Task details: Pull every "this" line out of the data below.

Records supplied:
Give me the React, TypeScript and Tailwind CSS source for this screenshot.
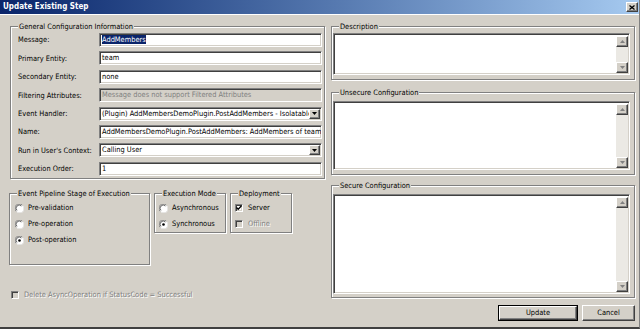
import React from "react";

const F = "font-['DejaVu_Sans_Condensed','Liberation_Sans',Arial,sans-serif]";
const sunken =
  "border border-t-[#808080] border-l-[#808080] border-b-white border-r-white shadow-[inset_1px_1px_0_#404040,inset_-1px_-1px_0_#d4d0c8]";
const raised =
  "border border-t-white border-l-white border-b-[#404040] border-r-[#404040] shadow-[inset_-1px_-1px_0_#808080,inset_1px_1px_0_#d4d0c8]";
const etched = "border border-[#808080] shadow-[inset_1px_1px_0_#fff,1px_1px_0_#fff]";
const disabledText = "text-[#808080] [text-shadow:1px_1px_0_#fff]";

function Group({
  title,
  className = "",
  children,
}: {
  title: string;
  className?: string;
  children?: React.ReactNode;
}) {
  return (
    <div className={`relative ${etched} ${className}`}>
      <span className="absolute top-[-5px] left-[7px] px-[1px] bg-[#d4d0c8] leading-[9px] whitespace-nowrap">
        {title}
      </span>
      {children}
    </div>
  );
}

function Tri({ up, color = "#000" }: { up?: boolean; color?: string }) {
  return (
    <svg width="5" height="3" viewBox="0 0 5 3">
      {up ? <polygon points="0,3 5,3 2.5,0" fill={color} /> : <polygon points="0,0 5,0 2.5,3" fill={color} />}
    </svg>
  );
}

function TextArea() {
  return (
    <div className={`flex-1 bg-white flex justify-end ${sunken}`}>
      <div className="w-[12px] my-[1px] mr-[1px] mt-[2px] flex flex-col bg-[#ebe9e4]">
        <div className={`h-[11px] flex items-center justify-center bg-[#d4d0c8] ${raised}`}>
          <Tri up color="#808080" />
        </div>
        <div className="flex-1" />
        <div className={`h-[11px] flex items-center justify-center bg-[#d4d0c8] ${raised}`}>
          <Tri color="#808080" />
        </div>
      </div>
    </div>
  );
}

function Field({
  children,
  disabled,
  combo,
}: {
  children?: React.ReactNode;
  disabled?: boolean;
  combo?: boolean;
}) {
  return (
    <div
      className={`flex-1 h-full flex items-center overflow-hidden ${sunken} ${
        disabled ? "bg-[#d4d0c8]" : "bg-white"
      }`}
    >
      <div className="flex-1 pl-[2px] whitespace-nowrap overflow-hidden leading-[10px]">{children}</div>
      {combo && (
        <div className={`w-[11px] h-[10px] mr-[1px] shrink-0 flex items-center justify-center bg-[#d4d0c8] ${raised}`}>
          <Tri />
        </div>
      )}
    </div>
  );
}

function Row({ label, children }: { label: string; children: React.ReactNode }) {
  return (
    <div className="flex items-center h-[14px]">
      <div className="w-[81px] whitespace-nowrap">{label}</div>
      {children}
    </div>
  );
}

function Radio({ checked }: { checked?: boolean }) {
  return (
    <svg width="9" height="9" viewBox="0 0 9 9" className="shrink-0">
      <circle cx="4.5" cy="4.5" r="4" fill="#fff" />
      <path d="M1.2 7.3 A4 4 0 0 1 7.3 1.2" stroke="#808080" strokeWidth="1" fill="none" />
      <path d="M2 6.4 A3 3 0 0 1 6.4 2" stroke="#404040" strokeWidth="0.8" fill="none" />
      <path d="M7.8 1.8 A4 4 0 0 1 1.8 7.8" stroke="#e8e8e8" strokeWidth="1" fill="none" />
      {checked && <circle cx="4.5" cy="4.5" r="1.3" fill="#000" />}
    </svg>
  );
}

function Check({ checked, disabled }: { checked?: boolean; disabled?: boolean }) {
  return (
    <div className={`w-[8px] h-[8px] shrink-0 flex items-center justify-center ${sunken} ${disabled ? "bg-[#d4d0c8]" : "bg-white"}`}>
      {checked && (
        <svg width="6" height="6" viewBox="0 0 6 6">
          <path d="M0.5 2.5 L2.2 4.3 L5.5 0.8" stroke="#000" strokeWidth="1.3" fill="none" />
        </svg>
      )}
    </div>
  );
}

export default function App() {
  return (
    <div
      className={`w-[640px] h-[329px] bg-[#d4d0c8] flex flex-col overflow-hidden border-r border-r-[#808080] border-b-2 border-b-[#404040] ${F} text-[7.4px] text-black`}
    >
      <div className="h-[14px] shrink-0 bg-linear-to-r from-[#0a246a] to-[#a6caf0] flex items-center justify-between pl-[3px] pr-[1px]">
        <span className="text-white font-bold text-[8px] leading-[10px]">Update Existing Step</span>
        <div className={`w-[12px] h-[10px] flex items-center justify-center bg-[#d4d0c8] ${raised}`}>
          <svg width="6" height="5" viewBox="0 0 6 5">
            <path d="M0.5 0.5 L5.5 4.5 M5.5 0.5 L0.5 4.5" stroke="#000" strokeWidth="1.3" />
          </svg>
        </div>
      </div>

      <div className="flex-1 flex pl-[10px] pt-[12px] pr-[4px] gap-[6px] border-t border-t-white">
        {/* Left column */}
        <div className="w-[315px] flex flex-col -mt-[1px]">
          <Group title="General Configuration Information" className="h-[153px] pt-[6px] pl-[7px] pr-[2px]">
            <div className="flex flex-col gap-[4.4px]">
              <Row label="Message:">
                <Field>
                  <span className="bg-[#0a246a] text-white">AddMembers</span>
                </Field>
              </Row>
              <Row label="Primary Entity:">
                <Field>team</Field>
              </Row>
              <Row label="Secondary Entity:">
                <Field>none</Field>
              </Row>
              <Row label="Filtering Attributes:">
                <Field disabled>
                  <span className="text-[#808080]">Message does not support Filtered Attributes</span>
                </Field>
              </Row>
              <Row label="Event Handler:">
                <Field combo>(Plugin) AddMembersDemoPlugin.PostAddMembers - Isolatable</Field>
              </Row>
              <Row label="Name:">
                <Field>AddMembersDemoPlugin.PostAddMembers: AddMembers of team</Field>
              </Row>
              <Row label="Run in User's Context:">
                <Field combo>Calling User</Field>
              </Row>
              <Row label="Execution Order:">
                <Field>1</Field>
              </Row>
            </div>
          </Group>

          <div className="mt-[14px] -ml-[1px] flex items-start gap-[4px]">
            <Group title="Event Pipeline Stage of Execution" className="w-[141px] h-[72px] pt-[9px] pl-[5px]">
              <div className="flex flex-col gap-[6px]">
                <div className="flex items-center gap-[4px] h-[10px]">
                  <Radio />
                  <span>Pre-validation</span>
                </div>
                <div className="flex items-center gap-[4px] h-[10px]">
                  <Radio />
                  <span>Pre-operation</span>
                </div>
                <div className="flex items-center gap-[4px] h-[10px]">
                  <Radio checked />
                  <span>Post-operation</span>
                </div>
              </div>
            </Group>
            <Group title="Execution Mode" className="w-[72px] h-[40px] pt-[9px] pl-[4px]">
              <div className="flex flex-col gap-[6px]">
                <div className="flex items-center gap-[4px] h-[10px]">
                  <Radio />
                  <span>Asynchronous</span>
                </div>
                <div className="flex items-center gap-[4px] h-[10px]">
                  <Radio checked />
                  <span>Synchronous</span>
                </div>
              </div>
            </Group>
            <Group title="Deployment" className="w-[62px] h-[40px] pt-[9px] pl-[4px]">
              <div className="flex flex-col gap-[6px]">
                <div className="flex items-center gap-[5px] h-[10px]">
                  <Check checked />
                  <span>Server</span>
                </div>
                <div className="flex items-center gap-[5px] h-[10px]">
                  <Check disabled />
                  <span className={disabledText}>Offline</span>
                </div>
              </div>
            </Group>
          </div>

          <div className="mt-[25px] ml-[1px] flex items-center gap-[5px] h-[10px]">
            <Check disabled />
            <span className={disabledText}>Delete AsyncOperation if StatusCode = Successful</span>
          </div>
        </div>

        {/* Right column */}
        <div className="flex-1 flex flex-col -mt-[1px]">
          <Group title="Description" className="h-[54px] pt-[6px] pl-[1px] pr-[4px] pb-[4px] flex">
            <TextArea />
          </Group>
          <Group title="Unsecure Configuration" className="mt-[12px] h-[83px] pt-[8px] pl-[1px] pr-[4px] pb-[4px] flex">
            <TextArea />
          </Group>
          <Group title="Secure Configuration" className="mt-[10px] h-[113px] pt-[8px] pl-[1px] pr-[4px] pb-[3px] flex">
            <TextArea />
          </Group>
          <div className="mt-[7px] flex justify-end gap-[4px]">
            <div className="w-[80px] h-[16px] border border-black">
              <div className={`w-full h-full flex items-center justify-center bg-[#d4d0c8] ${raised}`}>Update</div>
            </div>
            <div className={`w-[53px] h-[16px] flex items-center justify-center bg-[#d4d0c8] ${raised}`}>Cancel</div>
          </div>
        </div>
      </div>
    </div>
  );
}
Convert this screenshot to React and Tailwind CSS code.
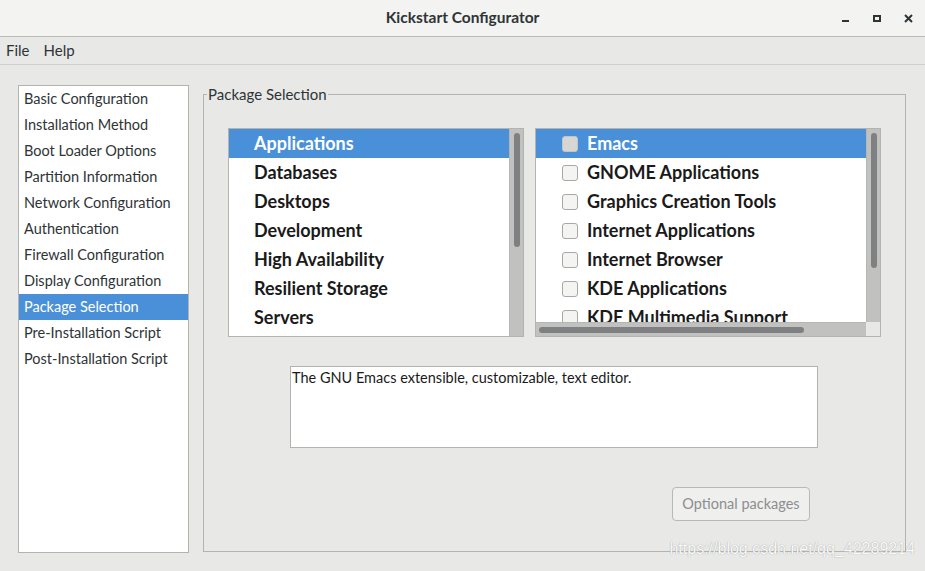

Result below:
Give me the React, TypeScript and Tailwind CSS source for this screenshot.
Convert this screenshot to React and Tailwind CSS code.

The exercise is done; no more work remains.